Yesterday I reread the Emerson’s ‘The American Scholar’ , thinking of Bion but also of Wendell Berry’s tremendous and for me hugely significant essay, ‘The Loss of the University’ (buy a pdf download here for $3 but there’s also a volume here.). Berry argues that with no unifying language (e.g. religion, poetry, literature) a university becomes a mere technical college where ‘skills’ can be taught to distinct professions, but the making of human beings, which ought to be the role of the university, ceases.
I think it is absolutely true that making human beings is not the province of modern universities and nothing could be further from modern curricula at all levels than asking students to think about what makes a good human being. We need to imagine what the study of literature could do for humanity. Oh but what vision that would take. ‘Without vision,’ writes Emerson, quoting the Bible, ‘the people perish.’
Trying to put together some of these thoughts which really need a week to emerge into something thoughtful and considered, and here can only be short lumpy little notes to self so I don’t forget I was interested in this…
This is an old idea – is it an ancient Jewish story about light being broken into fragments of sparks? – but I was struck, because of the Bion thought about a group being, as it were, a human alphabet, a-z, with everything you might humanly need spread about between or amongst individuals. Emerson writes:
…the gods, in the beginning, divided Man into men, that he might be more helpful to himself; just as the hand was divided into fingers, the better to answer its end.
The old fable covers a doctrine ever new and sublime; that there is One Man,—present to all particular men only partially, or through one faculty; and that you must take the whole society to find the whole man. Man is not a farmer, or a professor, or an engineer, but he is all. Man is priest, and scholar, and statesman, and producer, and soldier. In the divided or social state these functions are parceled out to individuals, each of whom aims to do his stint of the joint work, whilst each other performs his. The fable implies that the individual, to possess himself, must sometimes return from his own labor to embrace all the other laborers. But, unfortunately, this original unit, this fountain of power, has been so distributed to multitudes, has been so minutely subdivided and peddled out, that it is spilled into drops, and cannot be gathered. The state of society is one in which the members have suffered amputation from the trunk and strut about so many walking monsters,—a good finger, a neck, a stomach, an elbow, but never a man.
Man is thus metamorphosed into a thing, into many things. The planter, who is Man sent out into the field to gather food, is seldom cheered by any idea of the true dignity of his ministry. He sees his bushel and his cart, and nothing beyond, and sinks into the farmer, instead of Man on the farm. The tradesman scarcely ever gives an ideal worth to his work, but is ridden by the routine of his craft, and the soul is subject to dollars.
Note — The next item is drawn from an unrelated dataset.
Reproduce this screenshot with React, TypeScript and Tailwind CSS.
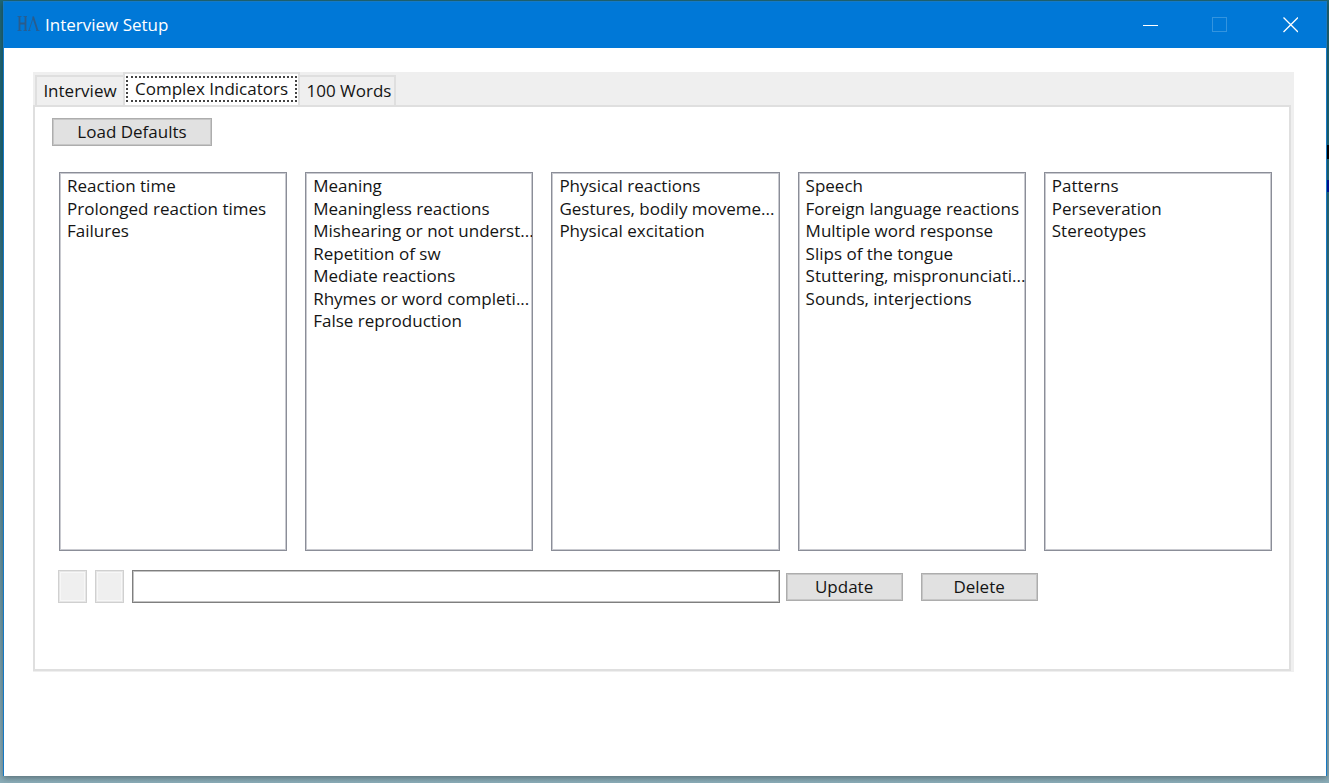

The priest becomes a form; the attorney a statute-book; the mechanic a machine; the sailor a rope of the ship.
In this distribution of functions the scholar is the delegated intellect. In the right state he is Man Thinking. In the degenerate state, when the victim of society, he tends to become a mere thinker, or, still worse, the parrot of other men’s thinking.
How to fix this broken state? Not that the breakage into fingers itself is a bad thing – some specialisation is good because we can’t be good at everything and need to practice hard at some few things…but as soon as we have broken into specialists, then a weird compulsion to degenerate begins to be the main force. We saw this in the nineteenth century when factory workers became ‘hands’. And we see it when scholars know little or nothing of the world, or accountants can’t see or care about the human cost of money movements, or politicians only care about politics and so on.
How to fix?
A strong vision of what it means to be human, to care about the human world, to practice humanity… once all this was cared for in that corner of reality called ‘religion’ (and for some, I know, it still is…) An education that taught us to think of ourselves as one body would help.
The fable implies that the individual, to possess himself, must sometimes return from his own labor to embrace all the other laborers. But, unfortunately, this original unit, this fountain of power, has been so distributed to multitudes, has been so minutely subdivided and peddled out, that it is spilled into drops, and cannot be gathered.
To have the human overview – ‘Man on the Farm’ instead of ‘farm labourer’ – people must have ways of coming together, gatherings. As Wendell Berry argues, literature is a language that might perform such gathering for us. For that to happen we’d have to give parroting. Scholars would need to become humans amongst humans, speaking not to each other only in specialist lingo but to all in the universal tongue, Man Thinking:
the scholar is the delegated intellect. In the right state he is Man Thinking. In the degenerate state, when the victim of society, he tends to become a mere thinker, or, still worse, the parrot of other men’s thinking.
Alas, that has not got me very far.
Time’s up for today. I’m starting to read a new novel, My Brilliant Friend. Wish me luck.